Vor dem geistigen Auge des Beters von Psalm 139 steht das Geheimnis des transzendenten und zugleich nahen Gottes. Der Herr ist allwissend und allgegenwärtig. Der Schöpfer pflegt einen vertrauten Umgang mit seiner Schöpfung. Sein göttliches Wissen begleitet das Denken und Handeln der Menschen. Gottes Kommen in diese Welt erleuchtet und verwandelt unsere Existenz. Seine Hand hält uns und geleitet uns auf den rechten Weg zum Leben und zur wahren Freiheit.

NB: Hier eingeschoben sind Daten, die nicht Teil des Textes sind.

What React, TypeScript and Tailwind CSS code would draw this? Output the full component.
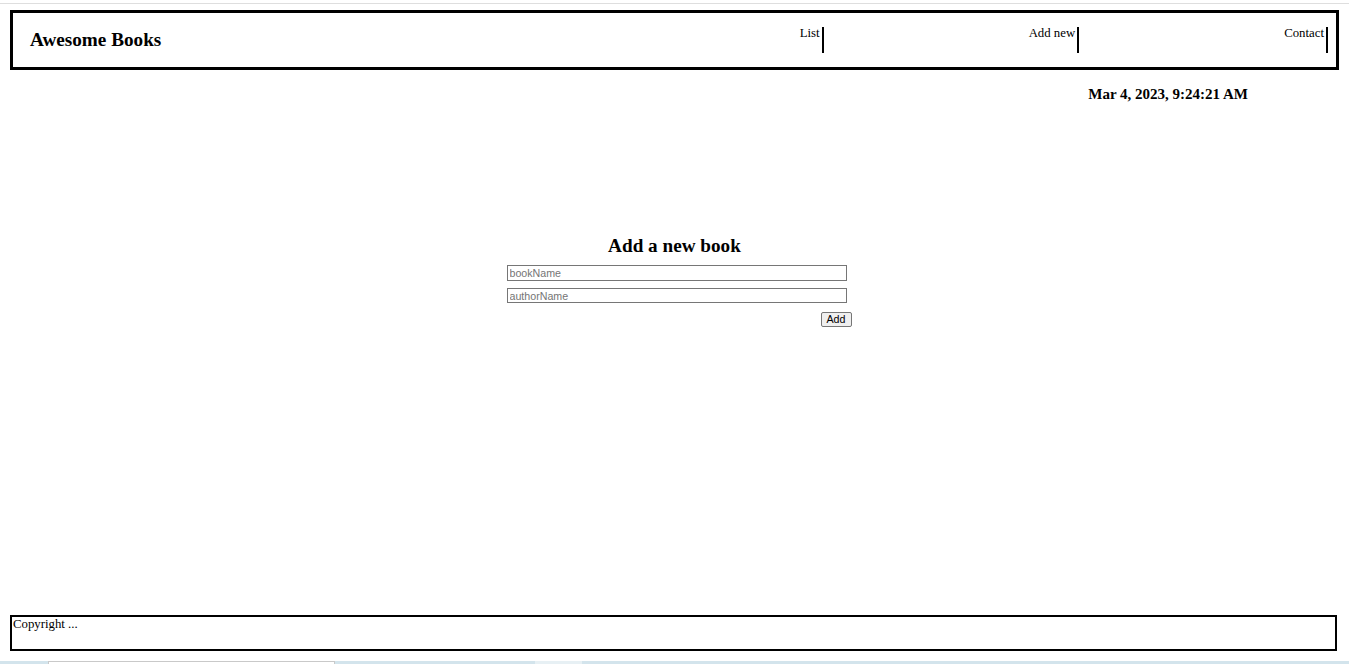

„Zu wunderbar ist für mich dieses Wissen, zu hoch, ich kann es nicht begreifen“ (V. 10), so ruft der Psalmist in heiliger Ehrfurcht. Gott ist dem Menschen zuinnerst nahe. Diese Erfahrung führt den Beter dazu, sich von allzu äußerem Tun abzuwenden und vor dem Wunder niederzuknien, das Gott vollbringt, der in der Menschwerdung seines eingeborenen Sohns die sterbliche Natur mit seiner Unsterblichkeit versöhnt.

***

Sehr herzlich heiße ich die Pilger und Besucher aus den Ländern deutscher Sprache willkommen. Der Advent ist eine Gnadenzeit, die uns ermahnt und ermutigt, in unserem Leben die Wege Gottes zu bereiten. Seid allezeit frohe Zeugen und Mitarbeiter der Liebe des Herrn zu den Menschen. Der Heilige Geist leite euer Denken, Reden und Handeln! Euch allen gesegnete adventliche Tage in Rom!